Set exercise:
Copy out all of the material exactly as presented.

# Start of Working data

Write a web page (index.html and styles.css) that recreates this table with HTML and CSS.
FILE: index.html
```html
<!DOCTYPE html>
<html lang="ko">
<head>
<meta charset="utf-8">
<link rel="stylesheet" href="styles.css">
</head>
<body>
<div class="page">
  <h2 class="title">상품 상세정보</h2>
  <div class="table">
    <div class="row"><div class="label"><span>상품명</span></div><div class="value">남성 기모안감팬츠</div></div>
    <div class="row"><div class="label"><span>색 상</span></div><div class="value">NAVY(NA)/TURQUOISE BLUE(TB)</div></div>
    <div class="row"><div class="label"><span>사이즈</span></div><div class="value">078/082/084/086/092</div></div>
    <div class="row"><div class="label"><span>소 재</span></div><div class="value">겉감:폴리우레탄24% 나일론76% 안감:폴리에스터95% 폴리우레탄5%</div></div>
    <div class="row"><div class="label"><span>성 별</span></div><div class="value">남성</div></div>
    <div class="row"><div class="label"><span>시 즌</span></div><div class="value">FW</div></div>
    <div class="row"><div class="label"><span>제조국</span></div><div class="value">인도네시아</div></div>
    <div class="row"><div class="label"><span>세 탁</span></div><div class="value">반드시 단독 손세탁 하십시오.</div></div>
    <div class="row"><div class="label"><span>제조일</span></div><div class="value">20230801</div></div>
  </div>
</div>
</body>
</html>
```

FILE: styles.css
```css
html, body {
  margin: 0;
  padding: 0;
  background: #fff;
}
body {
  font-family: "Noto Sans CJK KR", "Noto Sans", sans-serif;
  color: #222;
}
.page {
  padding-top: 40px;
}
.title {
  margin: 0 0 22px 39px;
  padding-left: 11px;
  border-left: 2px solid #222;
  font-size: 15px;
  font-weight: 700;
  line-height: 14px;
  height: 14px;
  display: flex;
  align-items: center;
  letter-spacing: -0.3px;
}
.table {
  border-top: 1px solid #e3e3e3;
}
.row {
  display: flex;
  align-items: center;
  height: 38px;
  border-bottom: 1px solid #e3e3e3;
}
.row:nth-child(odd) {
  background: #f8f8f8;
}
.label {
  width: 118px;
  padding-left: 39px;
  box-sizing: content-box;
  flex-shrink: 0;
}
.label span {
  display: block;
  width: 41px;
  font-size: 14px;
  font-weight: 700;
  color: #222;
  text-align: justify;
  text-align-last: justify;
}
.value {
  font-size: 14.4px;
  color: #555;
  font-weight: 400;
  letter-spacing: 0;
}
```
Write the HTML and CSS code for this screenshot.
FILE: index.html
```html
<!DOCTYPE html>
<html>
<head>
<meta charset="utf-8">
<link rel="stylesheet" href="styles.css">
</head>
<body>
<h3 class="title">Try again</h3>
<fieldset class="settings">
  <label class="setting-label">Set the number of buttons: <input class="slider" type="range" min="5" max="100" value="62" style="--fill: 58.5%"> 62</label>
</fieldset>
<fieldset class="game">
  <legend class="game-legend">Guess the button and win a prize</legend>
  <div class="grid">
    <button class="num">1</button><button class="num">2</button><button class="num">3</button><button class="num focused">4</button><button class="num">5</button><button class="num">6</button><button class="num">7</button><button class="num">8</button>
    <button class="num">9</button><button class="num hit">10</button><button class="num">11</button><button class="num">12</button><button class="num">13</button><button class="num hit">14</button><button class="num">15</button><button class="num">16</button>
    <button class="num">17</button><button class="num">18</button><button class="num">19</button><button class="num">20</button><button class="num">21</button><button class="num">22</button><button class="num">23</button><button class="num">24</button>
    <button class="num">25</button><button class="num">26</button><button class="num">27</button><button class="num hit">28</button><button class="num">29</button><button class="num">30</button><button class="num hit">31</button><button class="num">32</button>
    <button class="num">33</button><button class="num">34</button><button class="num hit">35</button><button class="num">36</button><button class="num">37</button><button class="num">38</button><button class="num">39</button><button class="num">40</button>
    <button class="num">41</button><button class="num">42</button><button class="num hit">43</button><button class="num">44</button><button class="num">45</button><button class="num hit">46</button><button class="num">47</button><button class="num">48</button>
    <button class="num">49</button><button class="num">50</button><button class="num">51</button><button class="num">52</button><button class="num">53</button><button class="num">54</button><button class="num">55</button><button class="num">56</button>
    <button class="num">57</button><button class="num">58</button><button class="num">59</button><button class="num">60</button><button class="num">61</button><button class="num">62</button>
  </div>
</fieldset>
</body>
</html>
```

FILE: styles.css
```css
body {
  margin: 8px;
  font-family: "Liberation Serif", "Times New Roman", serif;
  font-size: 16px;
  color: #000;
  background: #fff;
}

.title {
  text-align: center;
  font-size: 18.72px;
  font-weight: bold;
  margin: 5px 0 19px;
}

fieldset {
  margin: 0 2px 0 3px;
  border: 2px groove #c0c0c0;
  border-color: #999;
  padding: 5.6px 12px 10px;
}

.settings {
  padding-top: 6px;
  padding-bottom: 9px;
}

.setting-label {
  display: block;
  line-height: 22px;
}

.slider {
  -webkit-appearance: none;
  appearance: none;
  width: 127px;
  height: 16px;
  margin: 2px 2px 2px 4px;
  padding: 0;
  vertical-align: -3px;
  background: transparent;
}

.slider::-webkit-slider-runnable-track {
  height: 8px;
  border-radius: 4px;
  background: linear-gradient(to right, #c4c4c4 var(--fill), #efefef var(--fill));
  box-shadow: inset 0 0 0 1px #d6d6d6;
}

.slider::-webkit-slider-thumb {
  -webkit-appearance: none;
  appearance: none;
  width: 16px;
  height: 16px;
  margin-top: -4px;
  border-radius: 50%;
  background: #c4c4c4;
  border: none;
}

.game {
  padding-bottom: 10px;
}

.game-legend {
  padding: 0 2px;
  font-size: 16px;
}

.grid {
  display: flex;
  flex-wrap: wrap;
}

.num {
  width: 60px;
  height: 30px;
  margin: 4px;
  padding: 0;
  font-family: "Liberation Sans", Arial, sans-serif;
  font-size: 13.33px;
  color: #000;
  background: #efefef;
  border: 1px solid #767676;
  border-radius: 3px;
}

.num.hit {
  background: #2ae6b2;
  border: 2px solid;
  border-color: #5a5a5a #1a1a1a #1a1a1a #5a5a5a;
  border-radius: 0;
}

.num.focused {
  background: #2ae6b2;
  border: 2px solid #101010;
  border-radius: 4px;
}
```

# End of Working data

In response:
Write a web page (index.html and styles.css) that recreates this table with HTML and CSS.
FILE: index.html
```html
<!DOCTYPE html>
<html lang="ko">
<head>
<meta charset="utf-8">
<link rel="stylesheet" href="styles.css">
</head>
<body>
<div class="page">
  <h2 class="title">상품 상세정보</h2>
  <div class="table">
    <div class="row"><div class="label"><span>상품명</span></div><div class="value">남성 기모안감팬츠</div></div>
    <div class="row"><div class="label"><span>색 상</span></div><div class="value">NAVY(NA)/TURQUOISE BLUE(TB)</div></div>
    <div class="row"><div class="label"><span>사이즈</span></div><div class="value">078/082/084/086/092</div></div>
    <div class="row"><div class="label"><span>소 재</span></div><div class="value">겉감:폴리우레탄24% 나일론76% 안감:폴리에스터95% 폴리우레탄5%</div></div>
    <div class="row"><div class="label"><span>성 별</span></div><div class="value">남성</div></div>
    <div class="row"><div class="label"><span>시 즌</span></div><div class="value">FW</div></div>
    <div class="row"><div class="label"><span>제조국</span></div><div class="value">인도네시아</div></div>
    <div class="row"><div class="label"><span>세 탁</span></div><div class="value">반드시 단독 손세탁 하십시오.</div></div>
    <div class="row"><div class="label"><span>제조일</span></div><div class="value">20230801</div></div>
  </div>
</div>
</body>
</html>
```

FILE: styles.css
```css
html, body {
  margin: 0;
  padding: 0;
  background: #fff;
}
body {
  font-family: "Noto Sans CJK KR", "Noto Sans", sans-serif;
  color: #222;
}
.page {
  padding-top: 40px;
}
.title {
  margin: 0 0 22px 39px;
  padding-left: 11px;
  border-left: 2px solid #222;
  font-size: 15px;
  font-weight: 700;
  line-height: 14px;
  height: 14px;
  display: flex;
  align-items: center;
  letter-spacing: -0.3px;
}
.table {
  border-top: 1px solid #e3e3e3;
}
.row {
  display: flex;
  align-items: center;
  height: 38px;
  border-bottom: 1px solid #e3e3e3;
}
.row:nth-child(odd) {
  background: #f8f8f8;
}
.label {
  width: 118px;
  padding-left: 39px;
  box-sizing: content-box;
  flex-shrink: 0;
}
.label span {
  display: block;
  width: 41px;
  font-size: 14px;
  font-weight: 700;
  color: #222;
  text-align: justify;
  text-align-last: justify;
}
.value {
  font-size: 14.4px;
  color: #555;
  font-weight: 400;
  letter-spacing: 0;
}
```
Write the HTML and CSS code for this screenshot.
FILE: index.html
```html
<!DOCTYPE html>
<html>
<head>
<meta charset="utf-8">
<link rel="stylesheet" href="styles.css">
</head>
<body>
<h3 class="title">Try again</h3>
<fieldset class="settings">
  <label class="setting-label">Set the number of buttons: <input class="slider" type="range" min="5" max="100" value="62" style="--fill: 58.5%"> 62</label>
</fieldset>
<fieldset class="game">
  <legend class="game-legend">Guess the button and win a prize</legend>
  <div class="grid">
    <button class="num">1</button><button class="num">2</button><button class="num">3</button><button class="num focused">4</button><button class="num">5</button><button class="num">6</button><button class="num">7</button><button class="num">8</button>
    <button class="num">9</button><button class="num hit">10</button><button class="num">11</button><button class="num">12</button><button class="num">13</button><button class="num hit">14</button><button class="num">15</button><button class="num">16</button>
    <button class="num">17</button><button class="num">18</button><button class="num">19</button><button class="num">20</button><button class="num">21</button><button class="num">22</button><button class="num">23</button><button class="num">24</button>
    <button class="num">25</button><button class="num">26</button><button class="num">27</button><button class="num hit">28</button><button class="num">29</button><button class="num">30</button><button class="num hit">31</button><button class="num">32</button>
    <button class="num">33</button><button class="num">34</button><button class="num hit">35</button><button class="num">36</button><button class="num">37</button><button class="num">38</button><button class="num">39</button><button class="num">40</button>
    <button class="num">41</button><button class="num">42</button><button class="num hit">43</button><button class="num">44</button><button class="num">45</button><button class="num hit">46</button><button class="num">47</button><button class="num">48</button>
    <button class="num">49</button><button class="num">50</button><button class="num">51</button><button class="num">52</button><button class="num">53</button><button class="num">54</button><button class="num">55</button><button class="num">56</button>
    <button class="num">57</button><button class="num">58</button><button class="num">59</button><button class="num">60</button><button class="num">61</button><button class="num">62</button>
  </div>
</fieldset>
</body>
</html>
```

FILE: styles.css
```css
body {
  margin: 8px;
  font-family: "Liberation Serif", "Times New Roman", serif;
  font-size: 16px;
  color: #000;
  background: #fff;
}

.title {
  text-align: center;
  font-size: 18.72px;
  font-weight: bold;
  margin: 5px 0 19px;
}

fieldset {
  margin: 0 2px 0 3px;
  border: 2px groove #c0c0c0;
  border-color: #999;
  padding: 5.6px 12px 10px;
}

.settings {
  padding-top: 6px;
  padding-bottom: 9px;
}

.setting-label {
  display: block;
  line-height: 22px;
}

.slider {
  -webkit-appearance: none;
  appearance: none;
  width: 127px;
  height: 16px;
  margin: 2px 2px 2px 4px;
  padding: 0;
  vertical-align: -3px;
  background: transparent;
}

.slider::-webkit-slider-runnable-track {
  height: 8px;
  border-radius: 4px;
  background: linear-gradient(to right, #c4c4c4 var(--fill), #efefef var(--fill));
  box-shadow: inset 0 0 0 1px #d6d6d6;
}

.slider::-webkit-slider-thumb {
  -webkit-appearance: none;
  appearance: none;
  width: 16px;
  height: 16px;
  margin-top: -4px;
  border-radius: 50%;
  background: #c4c4c4;
  border: none;
}

.game {
  padding-bottom: 10px;
}

.game-legend {
  padding: 0 2px;
  font-size: 16px;
}

.grid {
  display: flex;
  flex-wrap: wrap;
}

.num {
  width: 60px;
  height: 30px;
  margin: 4px;
  padding: 0;
  font-family: "Liberation Sans", Arial, sans-serif;
  font-size: 13.33px;
  color: #000;
  background: #efefef;
  border: 1px solid #767676;
  border-radius: 3px;
}

.num.hit {
  background: #2ae6b2;
  border: 2px solid;
  border-color: #5a5a5a #1a1a1a #1a1a1a #5a5a5a;
  border-radius: 0;
}

.num.focused {
  background: #2ae6b2;
  border: 2px solid #101010;
  border-radius: 4px;
}
```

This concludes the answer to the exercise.